The third letter was the shortest. In some ways, it was the most interesting. For that reason, we'll leave it for tomorrow.
We'll warn you—some math will be involved. And as Professor Wang has helped us liberals learn, math and logic are hard!
Tomorrow, we'll review that short third letter. For today, let's consider a final obvious point, a point which slid right past the repellent certainty of Writer One and the incomprehension of Writer Two.
Writer One was appalled by the thought that Those People voted for Candidate Trump even though he's "an unabashed bigot, a baldfaced liar and someone who bragged about groping women." Due to the thickness of his head, he doesn't seem to have considered what many of those voters believed about Candidate Clinton!
Many of the 63 million thought that Clinton was "a baldfaced liar" too, perhaps even more so than Trump. Many of the 63 million thought she had spent decades attacking women who had been groped by her husband, or perhaps had been flatly raped.
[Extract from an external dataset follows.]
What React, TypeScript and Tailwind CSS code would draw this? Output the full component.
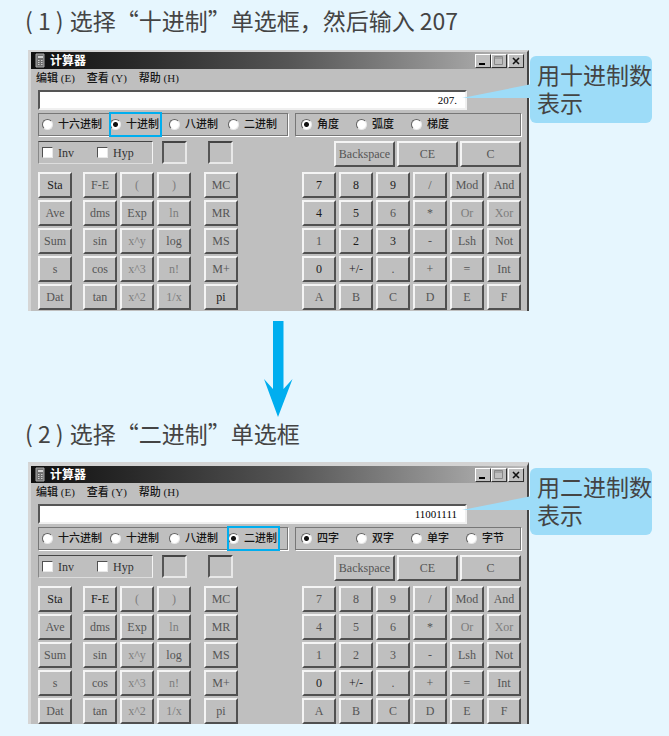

The paper to which he wrote his letter had encouraged these ideas in an appalling, front-page news report quite late in the campaign. Did the writer write to protest that? Or was he too busy stroking himself?
Many of the 63 million believed she was a liar too! (And an abuser of women.) They'd heard these claims for several decades. They believed those claims last fall.
The arrogant dimwit who wrote that first letter doesn't seem to know that. Perhaps he's just writing his own pleasing tale. Complications needn't apply.
He won't question the liberal gods who failed to challenge, or even advanced, these claims down through all those years. He didn't challenge the Times itself, which has spent the past twenty-five years spreading such thoughts all around.
It's a great deal like what Sinatra said. When we liberals loathe you, you know that we'll loathe you aaaalllll the way.
We'll swear that only The Others do that. Our claim will be dimwitted, wrong.
Despite our vast tribal self-regard, our work will be ugly and dumb. More and more, with awful results, The Others can see how we are.